2 décembre 1990. Un an après que Hissène Habré ait fait confirmer par référendum son maintien au pouvoir pour sept ans encore, celui qui avait gouverné d’une main de fer la République du Tchad depuis 1982 devait s’enfuir et céder N’Djamena et le pouvoir à son ex-protégé, Idriss Déby (cf. 1ère partie). Nous étions au lendemain de la chute du mur de Berlin. Partout, en Afrique, les populations refusaient le parti unique et réclamaient l’instauration de démocraties pluralistes.

Dès son entrée dans la capitale, Déby soutiendra cette évolution, histoire d’être dans l’air du temps. Cependant, sa première décision sera de réorganiser l’armée qui deviendra l’Armée nationale tchadienne (ANT) dont il sera le chef. Une gendarmerie sera mise en place afin de remplacer la police militaire instaurée par Habré. La Direction de la documentation et de la sécurité (DDS), qui semait la terreur et la mort dans tout le pays, sera dissoute. Un service militaire obligatoire de dix-huit mois sera décrété. Le militaire, une fois encore, l’emportait sur le politique !

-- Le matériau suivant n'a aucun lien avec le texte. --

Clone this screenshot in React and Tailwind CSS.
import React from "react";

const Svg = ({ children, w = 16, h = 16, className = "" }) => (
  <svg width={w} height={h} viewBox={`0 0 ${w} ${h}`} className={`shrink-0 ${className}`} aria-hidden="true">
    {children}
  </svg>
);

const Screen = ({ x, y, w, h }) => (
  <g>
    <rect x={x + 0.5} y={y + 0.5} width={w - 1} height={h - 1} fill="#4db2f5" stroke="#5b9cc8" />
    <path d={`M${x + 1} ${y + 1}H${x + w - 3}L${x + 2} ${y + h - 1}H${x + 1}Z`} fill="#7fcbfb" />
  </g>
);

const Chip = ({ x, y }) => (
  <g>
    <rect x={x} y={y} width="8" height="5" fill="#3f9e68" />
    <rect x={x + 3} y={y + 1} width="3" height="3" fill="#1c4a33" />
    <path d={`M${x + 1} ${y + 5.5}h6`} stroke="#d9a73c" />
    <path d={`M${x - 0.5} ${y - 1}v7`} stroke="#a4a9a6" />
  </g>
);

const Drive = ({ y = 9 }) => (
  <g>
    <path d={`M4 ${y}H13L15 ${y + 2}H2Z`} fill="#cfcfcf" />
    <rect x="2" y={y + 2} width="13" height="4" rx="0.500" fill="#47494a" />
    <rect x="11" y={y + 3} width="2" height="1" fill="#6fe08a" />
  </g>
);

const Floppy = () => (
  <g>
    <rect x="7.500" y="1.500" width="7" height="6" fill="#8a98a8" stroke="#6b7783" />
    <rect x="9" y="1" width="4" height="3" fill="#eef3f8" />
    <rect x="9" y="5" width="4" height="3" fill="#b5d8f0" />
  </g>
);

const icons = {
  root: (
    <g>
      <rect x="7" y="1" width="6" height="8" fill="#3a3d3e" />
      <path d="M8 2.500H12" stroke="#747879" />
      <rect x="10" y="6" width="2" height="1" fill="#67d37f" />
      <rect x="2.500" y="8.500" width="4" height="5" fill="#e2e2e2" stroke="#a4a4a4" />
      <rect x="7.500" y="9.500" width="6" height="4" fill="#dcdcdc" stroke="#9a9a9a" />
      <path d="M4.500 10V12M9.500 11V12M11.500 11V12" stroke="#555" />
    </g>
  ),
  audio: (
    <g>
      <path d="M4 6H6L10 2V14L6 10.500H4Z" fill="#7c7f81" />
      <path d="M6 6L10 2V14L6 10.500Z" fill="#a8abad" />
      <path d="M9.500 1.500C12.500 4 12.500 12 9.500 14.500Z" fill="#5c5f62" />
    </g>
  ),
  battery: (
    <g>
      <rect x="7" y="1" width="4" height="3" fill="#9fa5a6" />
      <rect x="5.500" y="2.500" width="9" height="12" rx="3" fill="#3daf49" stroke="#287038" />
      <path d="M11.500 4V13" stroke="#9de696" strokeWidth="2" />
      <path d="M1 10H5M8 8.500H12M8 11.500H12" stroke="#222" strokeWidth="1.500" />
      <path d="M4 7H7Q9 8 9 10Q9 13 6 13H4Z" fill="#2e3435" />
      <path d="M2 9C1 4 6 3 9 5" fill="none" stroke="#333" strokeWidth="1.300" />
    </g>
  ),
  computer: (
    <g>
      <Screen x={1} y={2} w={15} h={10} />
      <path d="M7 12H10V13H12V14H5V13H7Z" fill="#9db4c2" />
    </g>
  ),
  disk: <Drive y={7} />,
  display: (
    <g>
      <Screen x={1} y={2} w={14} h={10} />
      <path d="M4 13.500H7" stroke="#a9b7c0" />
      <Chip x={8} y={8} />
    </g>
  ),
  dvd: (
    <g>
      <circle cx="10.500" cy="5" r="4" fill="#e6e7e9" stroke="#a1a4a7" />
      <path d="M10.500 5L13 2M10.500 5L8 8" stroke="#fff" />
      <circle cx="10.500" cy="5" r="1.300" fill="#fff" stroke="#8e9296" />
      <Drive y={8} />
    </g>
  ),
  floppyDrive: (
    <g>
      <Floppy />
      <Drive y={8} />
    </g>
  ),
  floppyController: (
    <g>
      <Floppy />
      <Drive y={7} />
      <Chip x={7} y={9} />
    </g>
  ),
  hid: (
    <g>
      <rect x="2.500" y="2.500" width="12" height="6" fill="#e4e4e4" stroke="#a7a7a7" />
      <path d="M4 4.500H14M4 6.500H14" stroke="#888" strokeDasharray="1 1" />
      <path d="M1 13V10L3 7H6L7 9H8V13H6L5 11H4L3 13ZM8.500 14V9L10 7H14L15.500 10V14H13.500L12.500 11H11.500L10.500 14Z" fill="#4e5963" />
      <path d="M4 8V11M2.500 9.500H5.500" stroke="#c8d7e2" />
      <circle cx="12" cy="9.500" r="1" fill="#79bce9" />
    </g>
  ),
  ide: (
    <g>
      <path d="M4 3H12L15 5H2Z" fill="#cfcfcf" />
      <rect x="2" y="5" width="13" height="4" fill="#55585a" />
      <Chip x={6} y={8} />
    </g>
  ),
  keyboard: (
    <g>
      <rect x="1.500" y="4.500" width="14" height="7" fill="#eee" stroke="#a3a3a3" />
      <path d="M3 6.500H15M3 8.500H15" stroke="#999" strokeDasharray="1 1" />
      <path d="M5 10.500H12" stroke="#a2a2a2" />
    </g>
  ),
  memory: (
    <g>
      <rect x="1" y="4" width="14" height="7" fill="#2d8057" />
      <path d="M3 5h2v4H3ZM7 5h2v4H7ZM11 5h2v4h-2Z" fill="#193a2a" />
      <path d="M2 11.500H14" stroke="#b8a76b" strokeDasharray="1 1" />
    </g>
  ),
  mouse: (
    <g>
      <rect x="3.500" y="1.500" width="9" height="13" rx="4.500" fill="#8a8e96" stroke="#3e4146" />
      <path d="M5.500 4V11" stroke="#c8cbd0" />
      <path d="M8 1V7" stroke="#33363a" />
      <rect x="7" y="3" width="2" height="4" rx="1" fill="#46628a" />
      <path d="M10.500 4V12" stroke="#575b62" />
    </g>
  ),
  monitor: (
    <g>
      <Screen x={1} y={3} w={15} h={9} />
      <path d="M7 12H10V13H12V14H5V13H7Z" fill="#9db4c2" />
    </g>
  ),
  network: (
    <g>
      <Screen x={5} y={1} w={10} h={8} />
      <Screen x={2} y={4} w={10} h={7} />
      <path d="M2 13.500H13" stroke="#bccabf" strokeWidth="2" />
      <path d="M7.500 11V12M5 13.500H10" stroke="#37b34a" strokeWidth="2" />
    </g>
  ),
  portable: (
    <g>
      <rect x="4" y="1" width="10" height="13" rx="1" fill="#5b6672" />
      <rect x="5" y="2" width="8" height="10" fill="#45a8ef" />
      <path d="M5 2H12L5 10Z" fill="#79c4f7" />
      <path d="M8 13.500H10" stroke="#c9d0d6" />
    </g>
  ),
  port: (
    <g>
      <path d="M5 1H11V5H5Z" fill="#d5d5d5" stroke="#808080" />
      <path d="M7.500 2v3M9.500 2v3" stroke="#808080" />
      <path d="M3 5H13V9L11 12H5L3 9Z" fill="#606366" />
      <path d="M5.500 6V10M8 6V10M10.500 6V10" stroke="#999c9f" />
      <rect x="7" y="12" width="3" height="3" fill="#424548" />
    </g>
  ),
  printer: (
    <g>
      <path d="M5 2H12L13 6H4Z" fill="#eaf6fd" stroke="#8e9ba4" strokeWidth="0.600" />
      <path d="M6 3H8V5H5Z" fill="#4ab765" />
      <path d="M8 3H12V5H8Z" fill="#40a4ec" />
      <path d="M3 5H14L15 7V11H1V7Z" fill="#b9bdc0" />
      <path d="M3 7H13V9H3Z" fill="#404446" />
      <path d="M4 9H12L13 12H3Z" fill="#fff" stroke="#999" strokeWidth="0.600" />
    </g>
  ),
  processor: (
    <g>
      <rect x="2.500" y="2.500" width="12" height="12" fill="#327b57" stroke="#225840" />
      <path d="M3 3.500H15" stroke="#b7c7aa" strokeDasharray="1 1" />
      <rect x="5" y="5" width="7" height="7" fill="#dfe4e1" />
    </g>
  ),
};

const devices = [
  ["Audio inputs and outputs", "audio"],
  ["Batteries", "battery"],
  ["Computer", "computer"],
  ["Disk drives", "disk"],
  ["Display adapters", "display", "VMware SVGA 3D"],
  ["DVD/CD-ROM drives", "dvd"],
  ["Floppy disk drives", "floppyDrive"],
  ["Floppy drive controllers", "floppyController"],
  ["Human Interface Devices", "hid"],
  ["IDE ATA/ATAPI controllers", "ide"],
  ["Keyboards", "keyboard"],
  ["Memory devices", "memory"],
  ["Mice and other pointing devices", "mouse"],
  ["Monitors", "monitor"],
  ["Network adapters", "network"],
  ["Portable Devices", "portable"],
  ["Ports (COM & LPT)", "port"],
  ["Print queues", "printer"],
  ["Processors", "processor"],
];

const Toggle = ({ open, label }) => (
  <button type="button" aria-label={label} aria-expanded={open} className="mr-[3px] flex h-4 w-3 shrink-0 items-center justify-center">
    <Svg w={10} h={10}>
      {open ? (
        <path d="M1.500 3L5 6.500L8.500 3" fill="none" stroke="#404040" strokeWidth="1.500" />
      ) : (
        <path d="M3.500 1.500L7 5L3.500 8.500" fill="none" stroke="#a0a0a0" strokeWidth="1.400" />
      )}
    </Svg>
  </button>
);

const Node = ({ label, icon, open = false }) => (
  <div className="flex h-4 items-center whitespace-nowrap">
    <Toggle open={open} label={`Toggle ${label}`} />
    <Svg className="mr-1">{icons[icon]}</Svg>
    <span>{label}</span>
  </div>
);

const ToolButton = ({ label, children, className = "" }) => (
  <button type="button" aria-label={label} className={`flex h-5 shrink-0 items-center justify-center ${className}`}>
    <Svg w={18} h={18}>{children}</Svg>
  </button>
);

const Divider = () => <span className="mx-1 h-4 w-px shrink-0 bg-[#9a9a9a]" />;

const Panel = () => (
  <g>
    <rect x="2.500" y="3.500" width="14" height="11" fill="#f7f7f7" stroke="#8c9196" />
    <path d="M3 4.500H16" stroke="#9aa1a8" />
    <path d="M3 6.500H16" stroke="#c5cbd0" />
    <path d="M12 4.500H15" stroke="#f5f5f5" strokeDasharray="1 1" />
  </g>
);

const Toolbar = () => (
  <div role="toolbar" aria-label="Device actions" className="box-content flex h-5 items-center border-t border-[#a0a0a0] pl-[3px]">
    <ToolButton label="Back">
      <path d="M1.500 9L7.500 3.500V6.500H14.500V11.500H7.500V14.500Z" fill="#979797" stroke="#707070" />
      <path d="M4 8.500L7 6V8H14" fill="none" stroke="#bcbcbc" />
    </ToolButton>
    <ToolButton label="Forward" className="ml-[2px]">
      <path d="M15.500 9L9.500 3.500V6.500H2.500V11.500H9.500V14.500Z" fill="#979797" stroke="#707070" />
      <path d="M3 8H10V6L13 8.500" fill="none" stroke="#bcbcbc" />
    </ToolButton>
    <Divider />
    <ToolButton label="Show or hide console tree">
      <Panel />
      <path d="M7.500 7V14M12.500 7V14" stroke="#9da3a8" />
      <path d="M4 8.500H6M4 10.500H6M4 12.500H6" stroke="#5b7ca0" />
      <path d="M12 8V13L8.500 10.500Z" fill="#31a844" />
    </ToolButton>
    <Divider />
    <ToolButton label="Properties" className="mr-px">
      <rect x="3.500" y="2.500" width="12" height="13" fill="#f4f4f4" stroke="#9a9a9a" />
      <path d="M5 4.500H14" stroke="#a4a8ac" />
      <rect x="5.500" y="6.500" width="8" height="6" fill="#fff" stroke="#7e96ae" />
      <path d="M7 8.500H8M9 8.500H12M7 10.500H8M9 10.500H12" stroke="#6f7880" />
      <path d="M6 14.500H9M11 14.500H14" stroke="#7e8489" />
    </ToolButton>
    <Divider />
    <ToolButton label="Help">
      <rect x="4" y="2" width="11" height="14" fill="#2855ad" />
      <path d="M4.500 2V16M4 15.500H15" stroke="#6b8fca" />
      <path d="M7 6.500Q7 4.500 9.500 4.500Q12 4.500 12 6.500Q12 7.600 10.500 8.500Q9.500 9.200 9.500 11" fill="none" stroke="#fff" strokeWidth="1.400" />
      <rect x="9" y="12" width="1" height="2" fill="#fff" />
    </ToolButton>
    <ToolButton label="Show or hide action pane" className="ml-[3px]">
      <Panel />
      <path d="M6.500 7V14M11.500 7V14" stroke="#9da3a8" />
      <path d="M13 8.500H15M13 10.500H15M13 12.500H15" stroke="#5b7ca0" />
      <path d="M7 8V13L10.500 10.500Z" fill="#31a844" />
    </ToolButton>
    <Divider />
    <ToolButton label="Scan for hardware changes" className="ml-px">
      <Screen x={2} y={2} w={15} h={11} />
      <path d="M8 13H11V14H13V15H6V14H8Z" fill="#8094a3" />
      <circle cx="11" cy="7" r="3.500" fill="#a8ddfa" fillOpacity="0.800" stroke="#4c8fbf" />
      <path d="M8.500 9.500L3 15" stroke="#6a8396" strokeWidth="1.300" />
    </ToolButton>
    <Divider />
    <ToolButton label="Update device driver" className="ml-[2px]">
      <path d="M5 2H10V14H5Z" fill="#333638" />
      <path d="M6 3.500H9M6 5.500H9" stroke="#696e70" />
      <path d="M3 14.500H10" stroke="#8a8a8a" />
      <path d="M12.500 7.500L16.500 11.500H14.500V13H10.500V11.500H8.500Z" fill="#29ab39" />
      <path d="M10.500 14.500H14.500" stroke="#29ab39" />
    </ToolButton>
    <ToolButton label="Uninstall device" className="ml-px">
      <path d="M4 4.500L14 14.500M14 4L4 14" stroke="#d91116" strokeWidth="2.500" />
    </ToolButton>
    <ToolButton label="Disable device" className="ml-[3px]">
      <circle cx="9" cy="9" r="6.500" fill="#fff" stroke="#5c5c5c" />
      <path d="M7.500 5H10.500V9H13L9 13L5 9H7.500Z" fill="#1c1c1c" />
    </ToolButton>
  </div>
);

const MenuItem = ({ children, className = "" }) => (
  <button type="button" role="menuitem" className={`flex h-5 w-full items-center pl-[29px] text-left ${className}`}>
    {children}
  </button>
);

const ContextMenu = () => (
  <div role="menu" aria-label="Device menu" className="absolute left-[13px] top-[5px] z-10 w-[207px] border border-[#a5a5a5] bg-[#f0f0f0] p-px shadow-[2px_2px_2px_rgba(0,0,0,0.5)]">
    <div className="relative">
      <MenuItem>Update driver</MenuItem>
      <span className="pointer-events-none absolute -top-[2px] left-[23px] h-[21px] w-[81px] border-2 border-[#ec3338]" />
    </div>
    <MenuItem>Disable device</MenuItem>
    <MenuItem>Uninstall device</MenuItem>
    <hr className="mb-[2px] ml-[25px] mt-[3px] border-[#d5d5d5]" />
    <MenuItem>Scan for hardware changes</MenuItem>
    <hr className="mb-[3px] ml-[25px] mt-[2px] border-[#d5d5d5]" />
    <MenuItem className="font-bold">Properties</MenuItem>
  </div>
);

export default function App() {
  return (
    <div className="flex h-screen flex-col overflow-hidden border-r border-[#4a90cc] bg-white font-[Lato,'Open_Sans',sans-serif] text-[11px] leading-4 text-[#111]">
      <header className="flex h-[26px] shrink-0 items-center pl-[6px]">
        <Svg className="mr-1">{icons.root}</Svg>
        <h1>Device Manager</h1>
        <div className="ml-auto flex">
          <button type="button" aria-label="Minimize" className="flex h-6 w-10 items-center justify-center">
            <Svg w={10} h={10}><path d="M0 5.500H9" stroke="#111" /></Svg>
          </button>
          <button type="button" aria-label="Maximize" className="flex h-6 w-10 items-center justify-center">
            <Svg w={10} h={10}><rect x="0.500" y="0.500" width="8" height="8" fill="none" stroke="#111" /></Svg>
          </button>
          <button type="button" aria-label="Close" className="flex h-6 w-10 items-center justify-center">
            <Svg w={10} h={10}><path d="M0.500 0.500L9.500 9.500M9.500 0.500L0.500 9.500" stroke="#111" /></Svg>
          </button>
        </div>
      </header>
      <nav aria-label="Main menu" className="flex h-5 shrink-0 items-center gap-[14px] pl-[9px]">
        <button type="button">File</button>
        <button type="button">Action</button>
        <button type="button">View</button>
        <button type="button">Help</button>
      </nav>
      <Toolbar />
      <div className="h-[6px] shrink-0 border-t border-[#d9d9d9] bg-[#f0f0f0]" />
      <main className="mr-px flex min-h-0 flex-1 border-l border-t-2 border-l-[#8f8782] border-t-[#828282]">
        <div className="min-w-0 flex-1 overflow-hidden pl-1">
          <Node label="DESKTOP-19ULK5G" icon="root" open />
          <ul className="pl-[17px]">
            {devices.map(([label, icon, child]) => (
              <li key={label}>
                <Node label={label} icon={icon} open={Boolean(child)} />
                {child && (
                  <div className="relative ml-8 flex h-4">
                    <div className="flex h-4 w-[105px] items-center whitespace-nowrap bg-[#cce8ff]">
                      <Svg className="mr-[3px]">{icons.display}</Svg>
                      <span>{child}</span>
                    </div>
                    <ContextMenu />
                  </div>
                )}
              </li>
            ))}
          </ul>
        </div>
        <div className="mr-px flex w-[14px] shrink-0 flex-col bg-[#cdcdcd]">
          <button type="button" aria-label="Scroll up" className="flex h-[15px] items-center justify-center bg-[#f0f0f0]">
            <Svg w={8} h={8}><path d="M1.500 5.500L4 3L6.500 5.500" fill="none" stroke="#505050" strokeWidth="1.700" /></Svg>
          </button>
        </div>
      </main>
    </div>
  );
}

Il faudra attendre le 1er mars 1991 pour qu’une Charte nationale soit adoptée. Elle avait pour objectif de régir la vie politique pendant une période de transition de trente mois, jusqu’à l’adoption d’une nouvelle constitution. Idriss Déby devenait, de par la Charte, président de la République du Tchad. Enfin, le 4 octobre 1991, il signera une ordonnance fixant les modalités et les conditions de création des partis politiques.

Une « transition démocratique » de trente mois qui durera plus du double !

Les années 1991 (tentative de coup d’Etat du 13 octobre) et 1992 (affrontement dans la région du lac Tchad et tentative de coup de force à N’Djamena) seront marquées par la résurgence des mouvements insurrectionnels armés qui obligeront le chef de l’Etat à prendre des mesures drastiques. Le 15 janvier 1993, cependant, la Conférence nationale souveraine pourra démarrer ses travaux avec quelques mois de retard sur le programme initial. Le 4 avril 1993, elle adoptera la Charte de transition. Le colonel Idriss Déby était maintenu dans ses fonctions de chef de l’Etat ; il était le chef suprême des armées et de l’administration. Un Premier ministre, chef du gouvernement, disposait de l’armée et de l’administration, exécutait le programme du gouvernement et était responsable devant un Conseil supérieur de la transition (CST) qui comprenait 57 membres (A noter que Mahamat Idriss Déby, qui vient de prendre le pouvoir à N’Djamena, annonce une transition de dix-huit mois dirigée par un Conseil militaire de transition).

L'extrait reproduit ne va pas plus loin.